Kevin Garnett's last three games have been undeniably encouraging. His health is always a tricky subject because this season, like the New England weather, it's basically been unpredictable. One game he looks like the KG of old, and the next he's visibly laboring to get up and down the court. It's certainly no fault of Garnett's, for he can't fight getting older (and if someone like him can't fight it, what hope do we all have?). But amidst the ups and the downs, innumerable questions have repeatedly been raised: Is he hiding some other injury? How does he actually feel? Will he start to feel better as the season goes on? Will he be ready for the playoffs? Etc.

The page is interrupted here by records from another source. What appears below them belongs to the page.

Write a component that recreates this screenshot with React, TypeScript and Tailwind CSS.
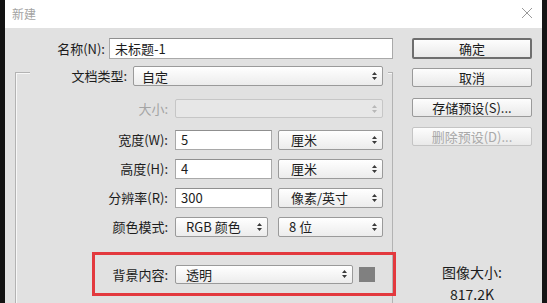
import type { ReactNode } from "react";

function Arrows({ disabled = false }: { disabled?: boolean }) {
  return (
    <svg width="5" height="8" viewBox="0 0 5 8" className="shrink-0">
      <path
        d="M2.5 0 L5 3 H0 Z M2.5 8 L5 5 H0 Z"
        fill={disabled ? "#b8b8b8" : "#3a3a3a"}
      />
    </svg>
  );
}

function Select({
  children,
  className = "",
  disabled = false,
}: {
  children?: ReactNode;
  className?: string;
  disabled?: boolean;
}) {
  return (
    <div
      className={`flex items-center justify-between rounded-[2px] border pr-[5px] ${
        disabled
          ? "border-[#c6c6c6] bg-[#e7e7e7]"
          : "border-[#9a9a9a] bg-[linear-gradient(#ffffff,#ececec)]"
      } ${className}`}
    >
      <span className="whitespace-nowrap leading-none">{children}</span>
      <Arrows disabled={disabled} />
    </div>
  );
}

function Input({ value, className = "" }: { value: string; className?: string }) {
  return (
    <div
      className={`flex items-center border border-[#a9a9a9] border-t-[#8f8f8f] bg-white pl-[5px] leading-none ${className}`}
    >
      {value}
    </div>
  );
}

function Button({
  children,
  primary = false,
  disabled = false,
  className = "",
}: {
  children: ReactNode;
  primary?: boolean;
  disabled?: boolean;
  className?: string;
}) {
  return (
    <div
      className={`flex w-[120px] items-center justify-center rounded-[2px] bg-[linear-gradient(#fdfdfd,#e9e9e9)] leading-none ${
        primary
          ? "border-2 border-[#6e6e6e]"
          : disabled
            ? "border border-[#c4c4c4] text-[#a9a9a9]"
            : "border border-[#9a9a9a]"
      } ${className}`}
    >
      {children}
    </div>
  );
}

function Label({ children, className = "" }: { children: ReactNode; className?: string }) {
  return <span className={`shrink-0 text-right ${className}`}>{children}</span>;
}

export default function App() {
  return (
    <div className="flex h-[303px] w-[547px] overflow-hidden bg-[#121212] font-['Noto_Sans_CJK_SC','Noto_Sans',sans-serif] text-[13px] text-[#1c1c1c]">
      <div className="ml-[5px] flex w-[537px] flex-col">
        {/* title bar */}
        <div className="flex h-[28px] shrink-0 items-center justify-between bg-white pl-[7px] pr-[9px]">
          <span className="text-[12px] text-[#a3a3a3]">新建</span>
          <svg width="12" height="12" viewBox="0 0 12 12" className="mb-[2px]">
            <path d="M1 1 L11 11 M11 1 L1 11" stroke="#9a9a9a" strokeWidth="1" />
          </svg>
        </div>

        <div className="relative flex flex-1 overflow-hidden bg-[#e1e1e1]">
          {/* left column */}
          <div className="flex w-[395px] shrink-0 flex-col">
            <div className="mt-[10px] flex items-center">
              <Label className="w-[104px] pr-[4px]">名称(N):</Label>
              <Input value="未标题-1" className="h-[21px] w-[284px]" />
            </div>

            <div className="ml-[10px] mt-[13px] flex w-[378px] flex-col border-l border-r border-t border-[#b3b3b3] pb-[40px] shadow-[inset_1px_1px_0_#f7f7f7]">
              <div className="-mt-[7px] flex">
                <div className="ml-[14px] flex items-center bg-[#e1e1e1] pr-[5px]">
                  <Label className="w-[103px] pr-[6px]">文档类型:</Label>
                  <Select className="h-[20px] w-[250px] pl-[8px]">自定</Select>
                </div>
              </div>

              <div className="mt-[13px] flex items-center">
                <Label className="w-[159px] pr-[7px] text-[#a4a4a4]">大小:</Label>
                <Select disabled className="h-[19px] w-[208px]" />
              </div>

              <div className="mt-[11px] flex items-center">
                <Label className="w-[159px] pr-[7px]">宽度(W):</Label>
                <Input value="5" className="h-[20px] w-[97px]" />
                <Select className="ml-[6px] h-[20px] w-[105px] pl-[12px]">厘米</Select>
              </div>

              <div className="mt-[9px] flex items-center">
                <Label className="w-[159px] pr-[7px]">高度(H):</Label>
                <Input value="4" className="h-[20px] w-[97px]" />
                <Select className="ml-[6px] h-[20px] w-[105px] pl-[12px]">厘米</Select>
              </div>

              <div className="mt-[9px] flex items-center">
                <Label className="w-[159px] pr-[7px]">分辨率(R):</Label>
                <Input value="300" className="h-[20px] w-[97px]" />
                <Select className="ml-[6px] h-[20px] w-[105px] pl-[12px]">像素/英寸</Select>
              </div>

              <div className="mt-[9px] flex items-center">
                <Label className="w-[159px] pr-[7px]">颜色模式:</Label>
                <Select className="h-[20px] w-[93px] pl-[10px]">RGB 颜色</Select>
                <Select className="ml-[10px] h-[20px] w-[105px] pl-[10px]">8 位</Select>
              </div>

              <div className="mt-[28px] flex items-center">
                <Label className="w-[159px] pr-[7px]">背景内容:</Label>
                <Select className="h-[19px] w-[178px] pl-[10px]">透明</Select>
                <div className="ml-[6px] h-[15px] w-[16px] bg-[#808080]" />
              </div>
            </div>
          </div>

          {/* right column */}
          <div className="ml-[12px] flex flex-col pt-[10px]">
            <Button primary className="h-[22px]">确定</Button>
            <Button className="mt-[9px] h-[20px]">取消</Button>
            <Button className="mt-[11px] h-[20px]">存储预设(S)...</Button>
            <Button disabled className="mt-[10px] h-[20px]">删除预设(D)...</Button>
            <div className="mt-[117px] text-center text-[14px] leading-[18px]">图像大小:</div>
            <div className="mt-[4px] text-center text-[14px] leading-[18px]">817.2K</div>
          </div>

          {/* red annotation */}
          <div className="absolute left-[87px] top-[224px] h-[44px] w-[304px] border-[3px] border-[#e3393e]" />
        </div>
      </div>
      <div className="flex-1 bg-[#151515]" />
    </div>
  );
}
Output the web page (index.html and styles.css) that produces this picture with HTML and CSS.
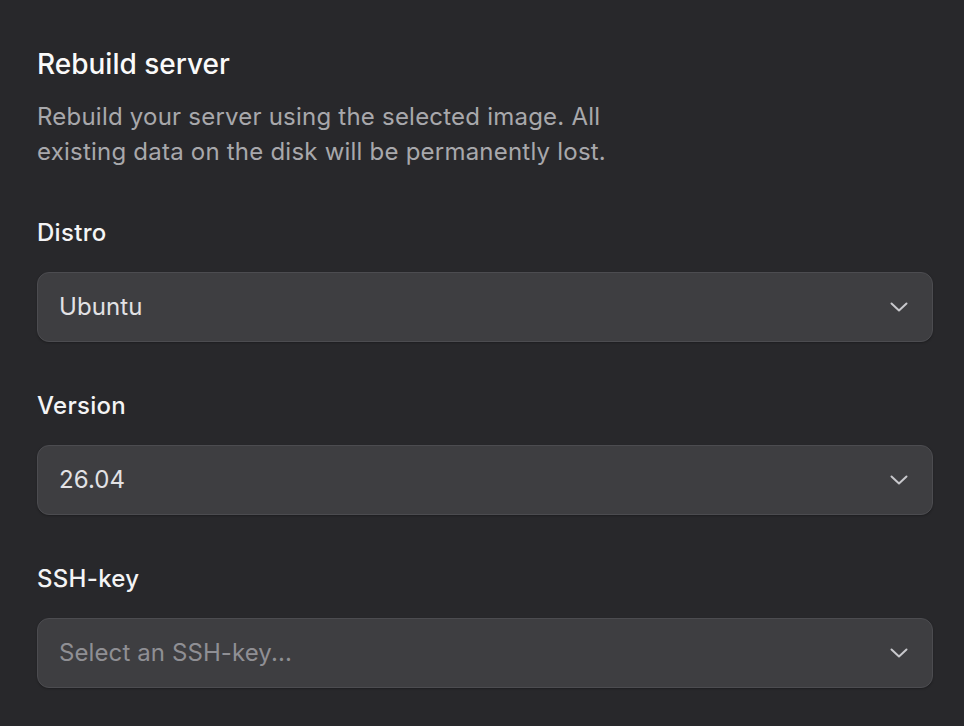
FILE: index.html
```html
<!DOCTYPE html>
<html lang="en">
<head>
<meta charset="utf-8">
<title>Rebuild server</title>
<link rel="stylesheet" href="styles.css">
</head>
<body>
<main class="panel">
  <h1 class="title">Rebuild server</h1>
  <p class="desc">Rebuild your server using the selected image. All<br>existing data on the disk will be permanently lost.</p>

  <div class="fields">
    <div class="field">
      <label class="label">Distro</label>
      <div class="select">
        <span class="value">Ubuntu</span>
        <svg class="chev" width="18" height="10" viewBox="0 0 18 10"><path d="M1.5 1.5 L9 8.5 L16.5 1.5" fill="none" stroke="currentColor" stroke-width="2" stroke-linecap="round" stroke-linejoin="round"/></svg>
      </div>
    </div>

    <div class="field">
      <label class="label">Version</label>
      <div class="select">
        <span class="value">26.04</span>
        <svg class="chev" width="18" height="10" viewBox="0 0 18 10"><path d="M1.5 1.5 L9 8.5 L16.5 1.5" fill="none" stroke="currentColor" stroke-width="2" stroke-linecap="round" stroke-linejoin="round"/></svg>
      </div>
    </div>

    <div class="field">
      <label class="label">SSH-key</label>
      <div class="select">
        <span class="value placeholder">Select an SSH-key...</span>
        <svg class="chev" width="18" height="10" viewBox="0 0 18 10"><path d="M1.5 1.5 L9 8.5 L16.5 1.5" fill="none" stroke="currentColor" stroke-width="2" stroke-linecap="round" stroke-linejoin="round"/></svg>
      </div>
    </div>
  </div>
</main>
</body>
</html>
```

FILE: styles.css
```css
html, body {
  margin: 0;
  padding: 0;
  background: #28282b;
  height: 100%;
}
body {
  font-family: Inter, "Noto Sans", sans-serif;
  color: #fafafa;
}
.panel {
  padding: 48px 31px 0 37px;
  display: flex;
  flex-direction: column;
}
.title {
  margin: 0;
  font-size: 28px;
  line-height: 32px;
  font-weight: 500;
  color: #fafafa;
}
.desc {
  margin: 19px 0 0;
  font-size: 24px;
  line-height: 35px;
  font-weight: 400;
  letter-spacing: 0.22px;
  color: #a8a8ac;
}
.fields {
  margin-top: 49px;
  display: flex;
  flex-direction: column;
  gap: 49px;
}
.field {
  display: flex;
  flex-direction: column;
  gap: 24px;
}
.label {
  font-size: 24px;
  line-height: 30px;
  font-weight: 500;
  letter-spacing: 0.3px;
  color: #f4f4f5;
}
.select {
  box-sizing: border-box;
  height: 70px;
  display: flex;
  align-items: center;
  justify-content: space-between;
  padding: 0 24px 0 21px;
  background: #3e3e41;
  border: 1px solid #4c4c50;
  border-radius: 12px;
  box-shadow: 0 1px 2px rgba(0, 0, 0, 0.25);
}
.value {
  font-size: 24px;
  line-height: 30px;
  letter-spacing: 0.1px;
  color: #e2e2e5;
}
.placeholder {
  color: #8f8f94;
}
.chev {
  color: #c8c8cc;
  flex: none;
}
```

What has stuck out most in his past three games against the Lakers, the Trailblazers, and the Nuggets, has simply been the way he looks on the court. A slew of words come to mind: Spry, athletic, fluid, and strong, to name a few. It'd be a stretch to say he looked like Kevin Garnett circa 2004, for he'll never be that player again, but at the very least, he looks better than he's looked in quite some time. I can't even go so far as to say he's healthy, because I don't actually know. I can't tell you how KG physically feels. I can only relate to you what I've seen while watching him these past three games, and he's looked like a more comfortable, and more confident Kevin Garnett. He's been moving well. He's been leaping better. His jump shot has been falling. He's been getting out ahead of the defense in the open court for easy baskets. He's converted a few alley-oops from Rajon Rondo.
But is three games enough to instill a sincere sense of confidence in us? This is the part where we can't get ahead of ourselves. While the Celtics are still struggling for consistency, these last three games Garnett as an individual player has found it, in terms of his demeanor on the court. But when can we say, 'Kevin Garnett is back'? Or better yet, will we ever be able to say that? Will there ever come a time, for the remainder of Garnett's stint with the Celtics, where we completely dismiss his right knee from our minds? Probably not. He means too much to this team's chances for another title, which is why, ironically, we want to believe in his health so bad.
It's no secret: If Kevin Garnett isn't healthy, the Celtics aren't winning a championship. It's depressing to say, to think that the chances of another title rest on one man's knee, but we can't fight reality, much like KG can't fight getting older. It just happens. It's obviously important to have guys like Marquis Daniels and Glen Davis healthy, but if Garnett isn't good to go, then forget about it.
It seems as though, no matter what we tell ourselves, Garnett's knee and health in general will always remain a concern. Think about it. He could post 20 points and 11 rebounds in 12 straight games, but the second he looks weak in the 13th game, our trepidation reignites and we're back to square one.
Take a trip back with me to late November. The Celtics embark on an 11-game winning streak after downing the New York Knicks in overtime on November 22 (Kevin Garnett hit the jump shot at the buzzer to seal the deal). Over the final 10 games of that winning streak, Garnett averaged 18.1 points and 7.3 rebounds per game. He shot over 50 percent from the field in all 10 games. He's back, right? Not so fast. Less than three games later, he suffers a "right thigh bruise" and sits out against the Indiana Pacers on December 22. Back to square one. The critics came out of their caves and swarmed, like vultures swooping in on their prey in the heart of the Serengeti. The confidence he had instilled in everyone over those 10 games was instantly shattered, and (partly due to how Celtics management handled the knee injury last season) people immediately began to speculate that "thigh bruise" was really secret code for "knee injury".
Then of course, Garnett's right knee (the knee) gets kicked late in the fourth quarter while the Celtics are in the midst of losing to the Golden State Warriors on December 28. This came a day after Garnett hyperextended the same knee against the Los Angeles Clippers. The sky might as well have fallen. We weren't back to square one. We were back to square -62. He goes on to miss 10 straight games, before returning against Portland on January 22.
Since then, it's been a fight for Garnett to get his rhythm back. He stumbled against the Magic on January 28, shooting just 2-8 and finishing with six points. But then on February 1 he shoots 8-9 against the Wizards en route to 19 points. But then he relapses against the Hornets a day before the All-Star break, with just seven points on 2-9 shooting in a very winnable game. I'd be lying if I said I remember how Garnett looked in each of those games, but I explicitly remember not having the same sense of hope that I have now after seeing him play in the Celtics' most recent three games.
Now we come back to the present. We've been down this road before. Is three games enough to give us hope that Garnett is truly on the path to being, not the KG of old, but KG-enough for the Celtics to win a title this season? I really want to believe three games is enough, and I know you do, too. But what happens if, tonight against the Knicks, he fails to leap up and block an Eddy Curry attempt at the basket? Or he can't get far enough off the ground to finish off Rondo's alley-oop pass? Or he can't move quick enough laterally and Danilo Gallinari blows by him on the baseline for a dunk?
Well, then we'll just be back to square one.